Repeat every line, exactly, from the very first through the one where "1.500h23L17 14H9z M9.500" appears. Add nothing else.

++++++++

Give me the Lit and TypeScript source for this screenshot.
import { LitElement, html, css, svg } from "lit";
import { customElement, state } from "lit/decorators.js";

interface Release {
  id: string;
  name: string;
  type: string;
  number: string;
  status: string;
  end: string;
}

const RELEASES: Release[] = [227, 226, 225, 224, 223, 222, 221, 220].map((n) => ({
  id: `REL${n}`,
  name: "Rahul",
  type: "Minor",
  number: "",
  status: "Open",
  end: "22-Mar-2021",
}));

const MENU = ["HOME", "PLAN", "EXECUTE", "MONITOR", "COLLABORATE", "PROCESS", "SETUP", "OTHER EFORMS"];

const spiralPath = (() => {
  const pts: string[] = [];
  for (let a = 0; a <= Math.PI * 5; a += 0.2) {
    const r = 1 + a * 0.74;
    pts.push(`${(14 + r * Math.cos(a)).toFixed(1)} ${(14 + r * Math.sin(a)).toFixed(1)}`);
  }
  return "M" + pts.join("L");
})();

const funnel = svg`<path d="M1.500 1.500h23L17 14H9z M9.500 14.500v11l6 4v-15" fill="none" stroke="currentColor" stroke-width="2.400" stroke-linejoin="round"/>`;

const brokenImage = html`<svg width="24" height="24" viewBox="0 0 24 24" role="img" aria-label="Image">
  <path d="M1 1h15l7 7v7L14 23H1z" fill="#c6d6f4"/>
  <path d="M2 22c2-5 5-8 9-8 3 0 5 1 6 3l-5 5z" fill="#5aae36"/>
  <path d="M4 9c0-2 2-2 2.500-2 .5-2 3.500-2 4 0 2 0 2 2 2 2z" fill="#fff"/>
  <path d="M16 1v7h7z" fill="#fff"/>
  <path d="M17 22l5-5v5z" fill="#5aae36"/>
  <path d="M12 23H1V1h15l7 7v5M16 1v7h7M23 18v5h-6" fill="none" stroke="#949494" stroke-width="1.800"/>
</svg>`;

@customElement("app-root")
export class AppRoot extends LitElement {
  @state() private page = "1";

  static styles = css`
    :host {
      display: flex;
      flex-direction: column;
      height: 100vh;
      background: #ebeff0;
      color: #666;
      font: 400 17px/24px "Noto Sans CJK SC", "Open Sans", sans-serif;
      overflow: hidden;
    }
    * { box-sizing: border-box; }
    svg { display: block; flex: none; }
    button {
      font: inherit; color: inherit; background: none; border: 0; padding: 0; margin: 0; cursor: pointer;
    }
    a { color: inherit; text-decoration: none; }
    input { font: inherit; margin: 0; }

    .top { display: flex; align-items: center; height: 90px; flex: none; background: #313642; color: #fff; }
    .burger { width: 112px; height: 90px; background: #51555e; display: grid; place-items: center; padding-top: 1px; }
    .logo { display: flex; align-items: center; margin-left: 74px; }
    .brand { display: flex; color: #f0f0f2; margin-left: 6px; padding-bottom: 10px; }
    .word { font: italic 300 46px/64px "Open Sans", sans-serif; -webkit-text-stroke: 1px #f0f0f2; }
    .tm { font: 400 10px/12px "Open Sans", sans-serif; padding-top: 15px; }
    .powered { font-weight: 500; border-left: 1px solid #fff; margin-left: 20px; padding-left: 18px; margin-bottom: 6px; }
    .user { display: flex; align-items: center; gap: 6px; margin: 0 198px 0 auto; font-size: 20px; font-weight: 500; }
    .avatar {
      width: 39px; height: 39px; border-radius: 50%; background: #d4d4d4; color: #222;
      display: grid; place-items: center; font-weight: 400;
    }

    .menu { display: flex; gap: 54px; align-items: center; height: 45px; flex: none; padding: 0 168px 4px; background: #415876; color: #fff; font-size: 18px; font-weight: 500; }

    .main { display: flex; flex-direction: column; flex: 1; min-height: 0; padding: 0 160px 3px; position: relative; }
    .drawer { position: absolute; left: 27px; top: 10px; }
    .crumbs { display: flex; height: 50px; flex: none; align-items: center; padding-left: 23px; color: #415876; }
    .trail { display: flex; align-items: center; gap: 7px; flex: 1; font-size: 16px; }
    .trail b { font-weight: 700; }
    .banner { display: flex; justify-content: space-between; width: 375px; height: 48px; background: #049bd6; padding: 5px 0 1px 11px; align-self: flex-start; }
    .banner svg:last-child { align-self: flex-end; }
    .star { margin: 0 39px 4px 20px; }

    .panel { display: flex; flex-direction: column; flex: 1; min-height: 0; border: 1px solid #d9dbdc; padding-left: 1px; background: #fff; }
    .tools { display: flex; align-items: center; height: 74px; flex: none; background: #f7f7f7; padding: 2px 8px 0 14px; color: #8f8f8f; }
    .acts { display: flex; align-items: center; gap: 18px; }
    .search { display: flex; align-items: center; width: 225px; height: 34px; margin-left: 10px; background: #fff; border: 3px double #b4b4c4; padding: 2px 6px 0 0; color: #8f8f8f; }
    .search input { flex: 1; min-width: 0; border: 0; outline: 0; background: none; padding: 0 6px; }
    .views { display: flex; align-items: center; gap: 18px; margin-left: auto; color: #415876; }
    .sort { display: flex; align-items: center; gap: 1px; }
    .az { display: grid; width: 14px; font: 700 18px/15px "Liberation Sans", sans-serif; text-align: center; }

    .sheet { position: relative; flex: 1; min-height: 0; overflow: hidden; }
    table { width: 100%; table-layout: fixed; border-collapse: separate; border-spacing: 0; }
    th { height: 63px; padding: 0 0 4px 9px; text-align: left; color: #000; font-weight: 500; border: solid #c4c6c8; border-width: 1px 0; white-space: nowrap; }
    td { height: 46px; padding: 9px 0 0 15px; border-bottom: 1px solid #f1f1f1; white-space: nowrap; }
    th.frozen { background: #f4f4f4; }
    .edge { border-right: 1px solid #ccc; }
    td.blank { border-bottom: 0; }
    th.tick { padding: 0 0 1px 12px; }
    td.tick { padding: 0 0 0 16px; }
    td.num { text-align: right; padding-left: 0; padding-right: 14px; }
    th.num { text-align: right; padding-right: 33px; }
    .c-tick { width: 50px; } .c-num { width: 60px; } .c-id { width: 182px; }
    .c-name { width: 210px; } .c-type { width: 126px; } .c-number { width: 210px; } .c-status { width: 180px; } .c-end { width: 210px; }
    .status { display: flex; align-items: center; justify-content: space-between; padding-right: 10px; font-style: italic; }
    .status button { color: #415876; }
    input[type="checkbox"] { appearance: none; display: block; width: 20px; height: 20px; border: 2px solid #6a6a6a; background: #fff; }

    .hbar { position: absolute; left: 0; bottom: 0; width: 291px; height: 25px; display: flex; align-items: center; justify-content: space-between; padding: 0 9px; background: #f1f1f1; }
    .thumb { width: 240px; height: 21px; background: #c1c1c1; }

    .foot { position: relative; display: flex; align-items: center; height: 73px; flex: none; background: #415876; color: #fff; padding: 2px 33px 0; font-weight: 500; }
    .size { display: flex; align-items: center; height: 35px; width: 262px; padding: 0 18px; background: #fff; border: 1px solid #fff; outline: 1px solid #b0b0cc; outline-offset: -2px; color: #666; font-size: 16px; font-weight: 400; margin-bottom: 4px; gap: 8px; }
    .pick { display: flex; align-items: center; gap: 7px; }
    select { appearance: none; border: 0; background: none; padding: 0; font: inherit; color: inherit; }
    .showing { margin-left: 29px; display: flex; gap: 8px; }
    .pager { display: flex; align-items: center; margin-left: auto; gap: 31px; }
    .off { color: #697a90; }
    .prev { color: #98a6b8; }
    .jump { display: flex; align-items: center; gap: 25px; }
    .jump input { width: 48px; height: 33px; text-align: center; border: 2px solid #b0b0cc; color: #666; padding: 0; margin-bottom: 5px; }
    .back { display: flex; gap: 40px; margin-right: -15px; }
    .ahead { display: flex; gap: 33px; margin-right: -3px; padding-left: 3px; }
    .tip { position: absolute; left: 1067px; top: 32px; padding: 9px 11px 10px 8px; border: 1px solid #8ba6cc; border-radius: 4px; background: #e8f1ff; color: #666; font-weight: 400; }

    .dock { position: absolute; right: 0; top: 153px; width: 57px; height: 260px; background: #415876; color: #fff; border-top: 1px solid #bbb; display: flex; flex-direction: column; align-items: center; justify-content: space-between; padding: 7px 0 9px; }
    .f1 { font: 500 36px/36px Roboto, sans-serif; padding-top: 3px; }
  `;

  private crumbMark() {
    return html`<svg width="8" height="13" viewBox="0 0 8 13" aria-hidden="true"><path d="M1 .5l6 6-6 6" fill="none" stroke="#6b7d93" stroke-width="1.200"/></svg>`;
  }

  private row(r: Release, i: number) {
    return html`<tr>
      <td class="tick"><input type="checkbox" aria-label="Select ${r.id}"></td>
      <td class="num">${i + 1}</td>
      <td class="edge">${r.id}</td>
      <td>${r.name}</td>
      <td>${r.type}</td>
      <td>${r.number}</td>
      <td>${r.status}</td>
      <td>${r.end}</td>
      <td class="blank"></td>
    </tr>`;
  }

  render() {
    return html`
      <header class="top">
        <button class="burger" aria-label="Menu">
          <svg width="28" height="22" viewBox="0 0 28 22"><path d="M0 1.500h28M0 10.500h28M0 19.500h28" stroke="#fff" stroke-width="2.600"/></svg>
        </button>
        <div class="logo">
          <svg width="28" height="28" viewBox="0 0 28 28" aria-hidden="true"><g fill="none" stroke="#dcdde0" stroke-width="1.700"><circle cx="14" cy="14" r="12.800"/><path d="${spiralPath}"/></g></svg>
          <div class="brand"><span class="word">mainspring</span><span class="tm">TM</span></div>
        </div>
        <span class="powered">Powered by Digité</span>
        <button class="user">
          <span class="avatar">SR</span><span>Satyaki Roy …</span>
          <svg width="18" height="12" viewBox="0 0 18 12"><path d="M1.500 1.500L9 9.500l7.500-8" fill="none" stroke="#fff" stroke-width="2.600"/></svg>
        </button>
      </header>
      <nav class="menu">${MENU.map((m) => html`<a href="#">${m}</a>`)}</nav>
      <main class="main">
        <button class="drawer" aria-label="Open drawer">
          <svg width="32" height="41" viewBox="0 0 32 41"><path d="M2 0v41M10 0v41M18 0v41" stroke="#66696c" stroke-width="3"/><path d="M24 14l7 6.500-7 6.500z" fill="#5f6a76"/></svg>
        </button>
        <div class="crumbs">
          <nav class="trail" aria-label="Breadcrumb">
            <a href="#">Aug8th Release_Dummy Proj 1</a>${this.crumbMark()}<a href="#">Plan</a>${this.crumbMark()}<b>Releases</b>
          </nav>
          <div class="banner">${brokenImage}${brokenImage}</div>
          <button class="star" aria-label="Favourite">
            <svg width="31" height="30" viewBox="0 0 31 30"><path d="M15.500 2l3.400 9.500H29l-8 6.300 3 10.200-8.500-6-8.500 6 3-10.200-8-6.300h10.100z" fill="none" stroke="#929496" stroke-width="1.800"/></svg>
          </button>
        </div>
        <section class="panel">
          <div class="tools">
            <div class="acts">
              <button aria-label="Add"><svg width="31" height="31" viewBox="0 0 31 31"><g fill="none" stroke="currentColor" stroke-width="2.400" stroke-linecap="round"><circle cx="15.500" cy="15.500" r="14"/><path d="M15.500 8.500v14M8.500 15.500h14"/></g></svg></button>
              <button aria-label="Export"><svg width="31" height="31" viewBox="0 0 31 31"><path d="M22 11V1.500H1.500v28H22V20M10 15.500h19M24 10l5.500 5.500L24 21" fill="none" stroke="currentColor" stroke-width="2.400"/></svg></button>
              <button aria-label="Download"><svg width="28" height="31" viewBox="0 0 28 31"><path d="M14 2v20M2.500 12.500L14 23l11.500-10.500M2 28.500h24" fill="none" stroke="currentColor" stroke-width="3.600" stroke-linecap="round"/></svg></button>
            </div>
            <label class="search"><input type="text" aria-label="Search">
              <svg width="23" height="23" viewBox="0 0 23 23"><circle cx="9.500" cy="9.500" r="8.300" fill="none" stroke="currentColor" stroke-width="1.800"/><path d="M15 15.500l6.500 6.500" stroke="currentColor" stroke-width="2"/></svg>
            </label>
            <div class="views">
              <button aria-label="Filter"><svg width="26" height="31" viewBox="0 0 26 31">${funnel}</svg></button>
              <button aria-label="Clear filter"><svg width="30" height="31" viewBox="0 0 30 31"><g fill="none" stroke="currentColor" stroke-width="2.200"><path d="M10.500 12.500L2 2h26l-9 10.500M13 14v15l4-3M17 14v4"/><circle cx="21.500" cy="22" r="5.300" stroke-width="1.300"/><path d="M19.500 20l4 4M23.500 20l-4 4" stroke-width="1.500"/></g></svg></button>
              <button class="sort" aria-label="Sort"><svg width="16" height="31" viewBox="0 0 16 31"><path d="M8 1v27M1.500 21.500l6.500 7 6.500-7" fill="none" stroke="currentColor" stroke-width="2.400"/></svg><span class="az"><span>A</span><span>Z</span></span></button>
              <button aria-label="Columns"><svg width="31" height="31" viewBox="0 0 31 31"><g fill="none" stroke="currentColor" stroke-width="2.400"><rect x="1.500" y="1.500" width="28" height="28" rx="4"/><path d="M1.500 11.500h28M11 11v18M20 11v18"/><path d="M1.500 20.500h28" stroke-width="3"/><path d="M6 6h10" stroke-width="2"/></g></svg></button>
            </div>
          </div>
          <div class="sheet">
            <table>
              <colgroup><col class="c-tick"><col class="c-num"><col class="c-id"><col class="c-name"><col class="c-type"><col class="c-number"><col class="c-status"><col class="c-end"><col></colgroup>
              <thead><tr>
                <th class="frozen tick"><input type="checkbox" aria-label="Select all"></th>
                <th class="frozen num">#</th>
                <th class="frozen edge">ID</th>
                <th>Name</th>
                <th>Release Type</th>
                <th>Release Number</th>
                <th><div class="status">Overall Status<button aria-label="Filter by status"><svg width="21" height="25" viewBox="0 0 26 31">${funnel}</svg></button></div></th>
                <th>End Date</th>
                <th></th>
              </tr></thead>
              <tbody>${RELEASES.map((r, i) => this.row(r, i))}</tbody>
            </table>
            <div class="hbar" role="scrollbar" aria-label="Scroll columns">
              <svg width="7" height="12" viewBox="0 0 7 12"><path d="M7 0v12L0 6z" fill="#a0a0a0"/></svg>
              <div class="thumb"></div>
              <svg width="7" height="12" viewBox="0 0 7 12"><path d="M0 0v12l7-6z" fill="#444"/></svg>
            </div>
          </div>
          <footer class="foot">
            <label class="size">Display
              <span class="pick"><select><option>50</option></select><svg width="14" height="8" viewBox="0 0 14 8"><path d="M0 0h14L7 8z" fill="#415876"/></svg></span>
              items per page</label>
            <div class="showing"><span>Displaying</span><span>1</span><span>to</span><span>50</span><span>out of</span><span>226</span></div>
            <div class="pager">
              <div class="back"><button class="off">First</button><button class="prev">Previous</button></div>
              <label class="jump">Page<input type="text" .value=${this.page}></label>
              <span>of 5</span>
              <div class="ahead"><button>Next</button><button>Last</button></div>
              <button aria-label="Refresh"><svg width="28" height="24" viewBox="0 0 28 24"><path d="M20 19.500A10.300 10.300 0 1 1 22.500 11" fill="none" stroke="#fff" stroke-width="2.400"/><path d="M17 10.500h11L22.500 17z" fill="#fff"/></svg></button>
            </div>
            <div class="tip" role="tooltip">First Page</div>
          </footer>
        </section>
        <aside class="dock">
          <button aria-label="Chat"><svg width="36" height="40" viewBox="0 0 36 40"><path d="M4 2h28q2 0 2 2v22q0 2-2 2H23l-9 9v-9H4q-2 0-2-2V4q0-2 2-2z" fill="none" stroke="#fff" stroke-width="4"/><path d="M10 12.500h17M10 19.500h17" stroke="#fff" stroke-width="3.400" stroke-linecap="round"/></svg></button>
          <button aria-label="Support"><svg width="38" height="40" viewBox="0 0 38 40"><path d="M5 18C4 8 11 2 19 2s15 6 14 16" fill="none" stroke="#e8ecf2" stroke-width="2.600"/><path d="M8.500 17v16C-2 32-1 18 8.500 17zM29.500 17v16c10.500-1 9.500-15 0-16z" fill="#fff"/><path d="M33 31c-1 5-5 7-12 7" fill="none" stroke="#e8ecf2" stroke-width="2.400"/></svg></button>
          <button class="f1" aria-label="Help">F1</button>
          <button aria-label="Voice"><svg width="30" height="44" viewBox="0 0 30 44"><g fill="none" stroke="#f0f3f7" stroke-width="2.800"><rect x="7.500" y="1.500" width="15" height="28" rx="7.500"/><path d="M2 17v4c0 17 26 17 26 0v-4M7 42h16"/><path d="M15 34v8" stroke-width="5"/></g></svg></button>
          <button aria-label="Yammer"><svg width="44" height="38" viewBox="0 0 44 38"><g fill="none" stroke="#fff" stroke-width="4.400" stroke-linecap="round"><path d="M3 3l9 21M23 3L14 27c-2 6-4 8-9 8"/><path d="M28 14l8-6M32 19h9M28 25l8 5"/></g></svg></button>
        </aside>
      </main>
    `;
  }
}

++++++++

**OUTPUT FOR THIS EXERCISE**
Give me the Lit and TypeScript source for this screenshot.
import { LitElement, html, css, svg } from "lit";
import { customElement, state } from "lit/decorators.js";

interface Release {
  id: string;
  name: string;
  type: string;
  number: string;
  status: string;
  end: string;
}

const RELEASES: Release[] = [227, 226, 225, 224, 223, 222, 221, 220].map((n) => ({
  id: `REL${n}`,
  name: "Rahul",
  type: "Minor",
  number: "",
  status: "Open",
  end: "22-Mar-2021",
}));

const MENU = ["HOME", "PLAN", "EXECUTE", "MONITOR", "COLLABORATE", "PROCESS", "SETUP", "OTHER EFORMS"];

const spiralPath = (() => {
  const pts: string[] = [];
  for (let a = 0; a <= Math.PI * 5; a += 0.2) {
    const r = 1 + a * 0.74;
    pts.push(`${(14 + r * Math.cos(a)).toFixed(1)} ${(14 + r * Math.sin(a)).toFixed(1)}`);
  }
  return "M" + pts.join("L");
})();

const funnel = svg`<path d="M1.500 1.500h23L17 14H9z M9.500 14.500v11l6 4v-15" fill="none" stroke="currentColor" stroke-width="2.400" stroke-linejoin="round"/>`;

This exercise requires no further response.